» **EXERCISE BRIEF**: Each line containing the word "index" needs to be copied.
* Begin MATERIAL PROVIDED *
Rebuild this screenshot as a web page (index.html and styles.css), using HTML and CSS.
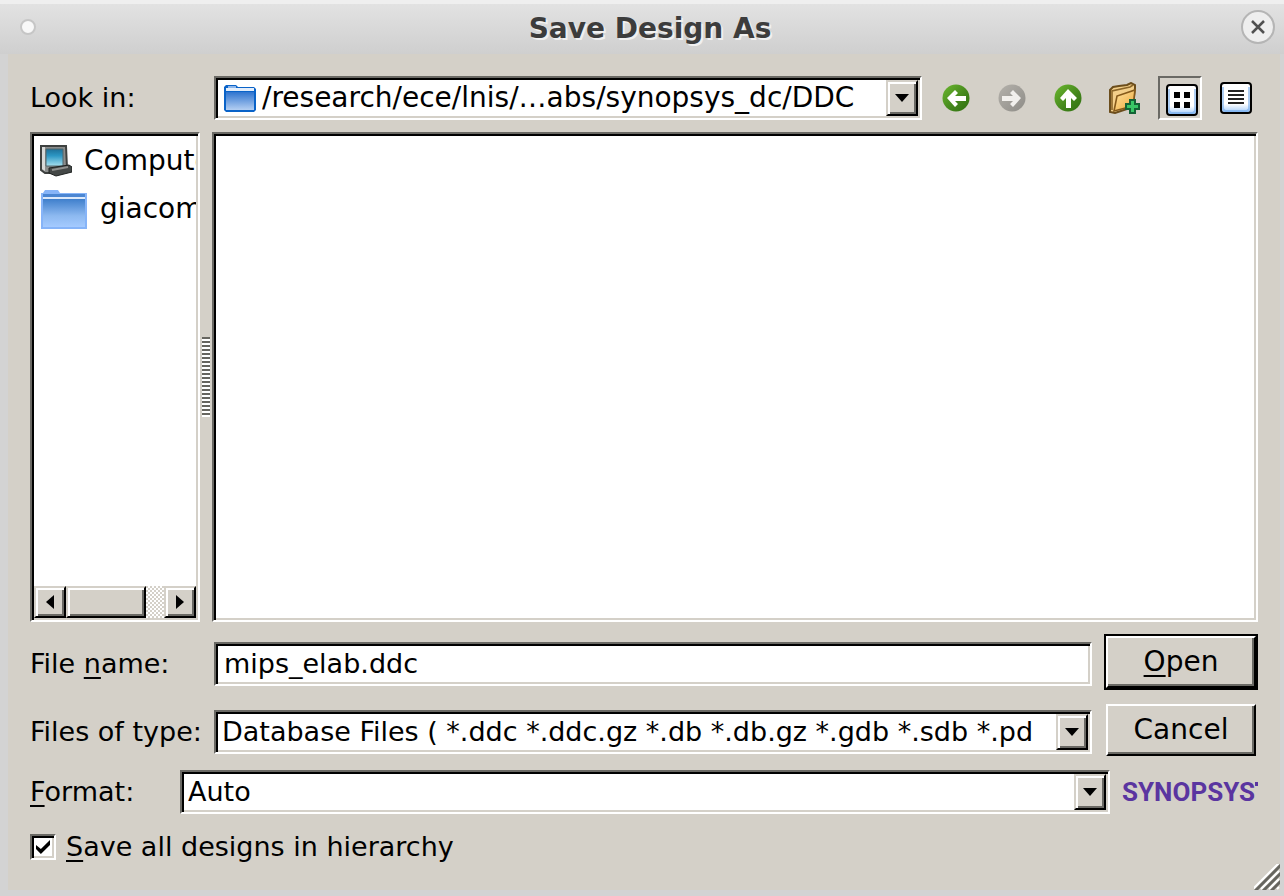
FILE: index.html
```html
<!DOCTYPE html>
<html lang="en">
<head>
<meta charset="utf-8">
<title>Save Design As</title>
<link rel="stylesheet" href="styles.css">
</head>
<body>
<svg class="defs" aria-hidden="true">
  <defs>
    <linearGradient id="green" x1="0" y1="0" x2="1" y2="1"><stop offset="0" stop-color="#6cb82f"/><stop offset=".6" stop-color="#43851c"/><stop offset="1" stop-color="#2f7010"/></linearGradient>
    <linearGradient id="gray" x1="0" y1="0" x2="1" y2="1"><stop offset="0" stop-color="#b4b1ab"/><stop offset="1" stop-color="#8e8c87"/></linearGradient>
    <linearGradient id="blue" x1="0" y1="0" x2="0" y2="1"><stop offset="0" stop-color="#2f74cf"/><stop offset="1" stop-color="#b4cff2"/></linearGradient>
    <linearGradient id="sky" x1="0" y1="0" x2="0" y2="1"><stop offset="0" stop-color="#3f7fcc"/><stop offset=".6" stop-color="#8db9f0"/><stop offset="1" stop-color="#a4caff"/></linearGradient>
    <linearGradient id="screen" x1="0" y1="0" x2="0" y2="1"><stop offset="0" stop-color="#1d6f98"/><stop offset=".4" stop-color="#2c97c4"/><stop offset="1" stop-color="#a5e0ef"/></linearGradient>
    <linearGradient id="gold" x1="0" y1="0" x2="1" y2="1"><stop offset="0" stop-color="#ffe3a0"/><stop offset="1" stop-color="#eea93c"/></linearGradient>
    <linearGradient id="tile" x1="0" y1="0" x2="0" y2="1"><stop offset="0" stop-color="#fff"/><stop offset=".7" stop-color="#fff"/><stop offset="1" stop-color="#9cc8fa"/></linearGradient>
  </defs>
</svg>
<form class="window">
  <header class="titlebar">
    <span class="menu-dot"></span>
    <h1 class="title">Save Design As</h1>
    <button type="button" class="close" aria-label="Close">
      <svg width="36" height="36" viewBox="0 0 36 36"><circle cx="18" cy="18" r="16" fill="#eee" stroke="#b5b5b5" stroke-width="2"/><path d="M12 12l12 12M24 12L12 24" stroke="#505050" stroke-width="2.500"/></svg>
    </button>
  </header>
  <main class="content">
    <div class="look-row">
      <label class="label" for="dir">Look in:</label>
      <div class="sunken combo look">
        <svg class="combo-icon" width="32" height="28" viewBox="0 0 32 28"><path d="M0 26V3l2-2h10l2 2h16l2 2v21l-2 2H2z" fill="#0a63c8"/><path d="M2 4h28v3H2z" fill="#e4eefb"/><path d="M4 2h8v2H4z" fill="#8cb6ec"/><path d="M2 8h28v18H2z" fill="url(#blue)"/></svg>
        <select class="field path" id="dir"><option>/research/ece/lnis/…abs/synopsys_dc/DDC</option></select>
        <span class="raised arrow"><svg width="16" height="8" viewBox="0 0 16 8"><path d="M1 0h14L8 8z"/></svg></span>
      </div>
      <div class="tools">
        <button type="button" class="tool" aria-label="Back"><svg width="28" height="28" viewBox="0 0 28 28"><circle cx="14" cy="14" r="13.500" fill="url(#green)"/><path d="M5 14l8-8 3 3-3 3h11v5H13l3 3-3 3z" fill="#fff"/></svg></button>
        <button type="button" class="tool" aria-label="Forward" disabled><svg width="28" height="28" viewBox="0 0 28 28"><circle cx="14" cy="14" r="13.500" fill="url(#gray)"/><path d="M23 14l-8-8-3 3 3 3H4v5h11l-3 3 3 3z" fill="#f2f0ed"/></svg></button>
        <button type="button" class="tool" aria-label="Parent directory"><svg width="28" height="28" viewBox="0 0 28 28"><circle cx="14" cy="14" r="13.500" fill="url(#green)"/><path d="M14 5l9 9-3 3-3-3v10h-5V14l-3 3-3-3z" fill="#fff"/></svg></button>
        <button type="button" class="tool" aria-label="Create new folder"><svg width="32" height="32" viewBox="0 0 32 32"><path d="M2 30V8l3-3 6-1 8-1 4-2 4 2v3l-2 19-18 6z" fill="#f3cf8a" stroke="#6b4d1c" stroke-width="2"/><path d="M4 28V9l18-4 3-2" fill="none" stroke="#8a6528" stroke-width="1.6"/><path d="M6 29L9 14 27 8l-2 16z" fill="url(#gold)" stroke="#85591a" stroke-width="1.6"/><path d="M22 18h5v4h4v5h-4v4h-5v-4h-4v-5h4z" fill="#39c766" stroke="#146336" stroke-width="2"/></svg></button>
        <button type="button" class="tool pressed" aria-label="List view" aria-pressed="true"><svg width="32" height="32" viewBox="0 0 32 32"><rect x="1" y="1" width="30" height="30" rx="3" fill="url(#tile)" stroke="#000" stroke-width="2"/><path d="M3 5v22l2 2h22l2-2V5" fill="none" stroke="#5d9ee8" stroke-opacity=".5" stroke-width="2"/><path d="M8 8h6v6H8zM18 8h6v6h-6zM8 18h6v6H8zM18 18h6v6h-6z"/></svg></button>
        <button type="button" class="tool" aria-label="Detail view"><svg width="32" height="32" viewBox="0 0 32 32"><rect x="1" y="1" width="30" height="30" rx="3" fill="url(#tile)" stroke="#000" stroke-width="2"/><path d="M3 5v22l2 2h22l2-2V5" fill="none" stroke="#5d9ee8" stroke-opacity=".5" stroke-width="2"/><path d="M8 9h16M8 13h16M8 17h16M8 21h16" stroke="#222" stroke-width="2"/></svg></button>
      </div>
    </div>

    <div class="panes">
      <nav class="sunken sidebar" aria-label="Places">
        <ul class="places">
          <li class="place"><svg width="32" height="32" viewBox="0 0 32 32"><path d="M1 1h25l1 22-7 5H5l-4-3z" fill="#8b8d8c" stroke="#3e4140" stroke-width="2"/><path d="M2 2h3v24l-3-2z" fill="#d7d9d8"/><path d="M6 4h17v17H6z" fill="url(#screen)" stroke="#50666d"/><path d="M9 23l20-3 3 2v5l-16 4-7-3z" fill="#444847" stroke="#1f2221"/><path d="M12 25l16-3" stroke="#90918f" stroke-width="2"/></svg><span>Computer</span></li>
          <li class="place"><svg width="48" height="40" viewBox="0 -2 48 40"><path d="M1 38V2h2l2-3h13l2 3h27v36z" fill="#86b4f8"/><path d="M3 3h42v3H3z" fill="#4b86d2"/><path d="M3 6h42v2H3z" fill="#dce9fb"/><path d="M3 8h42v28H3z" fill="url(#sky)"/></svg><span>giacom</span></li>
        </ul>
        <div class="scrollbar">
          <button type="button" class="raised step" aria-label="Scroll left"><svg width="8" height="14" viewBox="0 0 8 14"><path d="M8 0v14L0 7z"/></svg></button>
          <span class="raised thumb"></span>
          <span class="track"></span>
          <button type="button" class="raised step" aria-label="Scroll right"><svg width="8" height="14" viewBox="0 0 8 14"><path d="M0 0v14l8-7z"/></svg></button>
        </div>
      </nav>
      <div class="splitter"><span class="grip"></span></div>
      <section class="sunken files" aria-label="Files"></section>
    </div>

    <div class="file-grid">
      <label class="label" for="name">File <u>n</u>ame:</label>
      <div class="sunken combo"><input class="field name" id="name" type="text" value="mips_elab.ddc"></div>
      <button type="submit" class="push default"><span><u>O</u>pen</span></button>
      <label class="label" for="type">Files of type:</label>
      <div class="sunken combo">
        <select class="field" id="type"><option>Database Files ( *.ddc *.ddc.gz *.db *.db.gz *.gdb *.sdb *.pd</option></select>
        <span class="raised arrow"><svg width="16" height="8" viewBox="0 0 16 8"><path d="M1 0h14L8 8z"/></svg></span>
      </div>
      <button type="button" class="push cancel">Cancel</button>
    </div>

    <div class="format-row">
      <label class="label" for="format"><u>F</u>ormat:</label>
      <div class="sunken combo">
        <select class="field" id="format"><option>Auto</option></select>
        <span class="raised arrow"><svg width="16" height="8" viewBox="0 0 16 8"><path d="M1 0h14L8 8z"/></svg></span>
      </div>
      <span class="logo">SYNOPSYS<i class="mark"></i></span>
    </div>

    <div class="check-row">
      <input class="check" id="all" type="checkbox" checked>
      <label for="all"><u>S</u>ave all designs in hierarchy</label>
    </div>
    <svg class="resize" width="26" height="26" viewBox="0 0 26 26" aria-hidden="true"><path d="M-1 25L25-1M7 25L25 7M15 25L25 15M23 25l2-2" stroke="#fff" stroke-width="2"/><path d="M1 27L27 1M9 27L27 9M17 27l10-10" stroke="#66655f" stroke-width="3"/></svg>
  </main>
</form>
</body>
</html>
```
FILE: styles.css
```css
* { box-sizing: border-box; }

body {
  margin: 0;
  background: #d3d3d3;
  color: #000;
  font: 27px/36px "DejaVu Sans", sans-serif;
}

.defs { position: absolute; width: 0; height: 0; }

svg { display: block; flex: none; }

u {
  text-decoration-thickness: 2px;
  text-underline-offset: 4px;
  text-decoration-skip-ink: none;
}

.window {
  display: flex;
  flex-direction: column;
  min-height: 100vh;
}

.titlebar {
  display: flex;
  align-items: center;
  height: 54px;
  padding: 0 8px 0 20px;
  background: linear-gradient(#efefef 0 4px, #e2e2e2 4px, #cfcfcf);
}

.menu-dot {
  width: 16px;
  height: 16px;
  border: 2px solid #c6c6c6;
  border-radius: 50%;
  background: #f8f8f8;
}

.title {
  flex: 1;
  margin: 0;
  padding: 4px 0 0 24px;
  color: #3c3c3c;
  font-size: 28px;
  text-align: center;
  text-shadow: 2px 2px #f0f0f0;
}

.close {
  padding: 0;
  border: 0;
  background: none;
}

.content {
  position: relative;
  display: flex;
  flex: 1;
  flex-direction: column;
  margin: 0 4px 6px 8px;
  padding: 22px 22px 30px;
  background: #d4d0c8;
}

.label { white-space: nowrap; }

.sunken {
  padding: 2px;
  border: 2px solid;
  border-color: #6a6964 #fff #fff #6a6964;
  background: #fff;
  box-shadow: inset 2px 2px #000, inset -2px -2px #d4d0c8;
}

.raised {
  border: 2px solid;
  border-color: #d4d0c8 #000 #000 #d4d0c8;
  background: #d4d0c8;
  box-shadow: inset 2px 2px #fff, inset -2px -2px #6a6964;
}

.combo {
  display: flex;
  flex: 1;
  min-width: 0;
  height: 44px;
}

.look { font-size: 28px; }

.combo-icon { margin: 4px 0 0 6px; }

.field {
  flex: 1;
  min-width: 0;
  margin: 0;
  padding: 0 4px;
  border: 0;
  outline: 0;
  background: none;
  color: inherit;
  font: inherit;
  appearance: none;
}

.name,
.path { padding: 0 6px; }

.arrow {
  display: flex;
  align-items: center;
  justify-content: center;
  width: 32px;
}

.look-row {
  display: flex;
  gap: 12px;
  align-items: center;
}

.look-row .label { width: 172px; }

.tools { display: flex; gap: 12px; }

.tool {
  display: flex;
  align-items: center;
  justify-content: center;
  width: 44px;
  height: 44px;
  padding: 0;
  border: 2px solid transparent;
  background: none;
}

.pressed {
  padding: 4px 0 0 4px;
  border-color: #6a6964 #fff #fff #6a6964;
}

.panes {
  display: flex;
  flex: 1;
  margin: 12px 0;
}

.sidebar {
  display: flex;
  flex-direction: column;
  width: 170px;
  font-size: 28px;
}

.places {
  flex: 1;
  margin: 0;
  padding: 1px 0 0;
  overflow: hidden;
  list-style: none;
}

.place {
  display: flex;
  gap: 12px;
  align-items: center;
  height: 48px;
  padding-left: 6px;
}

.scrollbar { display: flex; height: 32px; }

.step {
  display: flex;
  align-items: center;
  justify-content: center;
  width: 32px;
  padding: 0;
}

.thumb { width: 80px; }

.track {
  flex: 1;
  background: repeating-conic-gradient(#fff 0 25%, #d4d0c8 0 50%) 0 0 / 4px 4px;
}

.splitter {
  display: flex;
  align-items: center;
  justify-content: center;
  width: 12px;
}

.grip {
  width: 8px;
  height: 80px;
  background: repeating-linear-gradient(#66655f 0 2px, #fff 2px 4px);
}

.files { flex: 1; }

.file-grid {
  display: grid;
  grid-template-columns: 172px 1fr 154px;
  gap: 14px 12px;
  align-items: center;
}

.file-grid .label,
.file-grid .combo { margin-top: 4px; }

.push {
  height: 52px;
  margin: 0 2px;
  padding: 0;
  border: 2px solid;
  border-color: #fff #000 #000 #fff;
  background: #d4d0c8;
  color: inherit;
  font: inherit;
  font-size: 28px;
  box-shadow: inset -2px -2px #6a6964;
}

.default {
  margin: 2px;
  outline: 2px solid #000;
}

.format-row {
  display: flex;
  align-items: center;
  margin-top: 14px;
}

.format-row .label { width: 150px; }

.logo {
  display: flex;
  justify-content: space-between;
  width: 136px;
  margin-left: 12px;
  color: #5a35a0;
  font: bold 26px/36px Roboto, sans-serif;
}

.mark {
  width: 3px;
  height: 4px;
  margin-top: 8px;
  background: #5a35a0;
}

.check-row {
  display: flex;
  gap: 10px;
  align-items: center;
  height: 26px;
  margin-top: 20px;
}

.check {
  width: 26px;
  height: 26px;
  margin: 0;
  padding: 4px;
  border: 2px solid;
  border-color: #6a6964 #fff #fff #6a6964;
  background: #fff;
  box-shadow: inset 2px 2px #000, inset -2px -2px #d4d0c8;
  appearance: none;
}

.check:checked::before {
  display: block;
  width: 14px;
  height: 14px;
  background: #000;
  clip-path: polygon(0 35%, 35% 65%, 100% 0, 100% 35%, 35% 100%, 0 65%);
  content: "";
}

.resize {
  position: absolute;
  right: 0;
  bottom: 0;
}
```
* End MATERIAL PROVIDED *
» **CORRECT RESULT**:
Rebuild this screenshot as a web page (index.html and styles.css), using HTML and CSS.
FILE: index.html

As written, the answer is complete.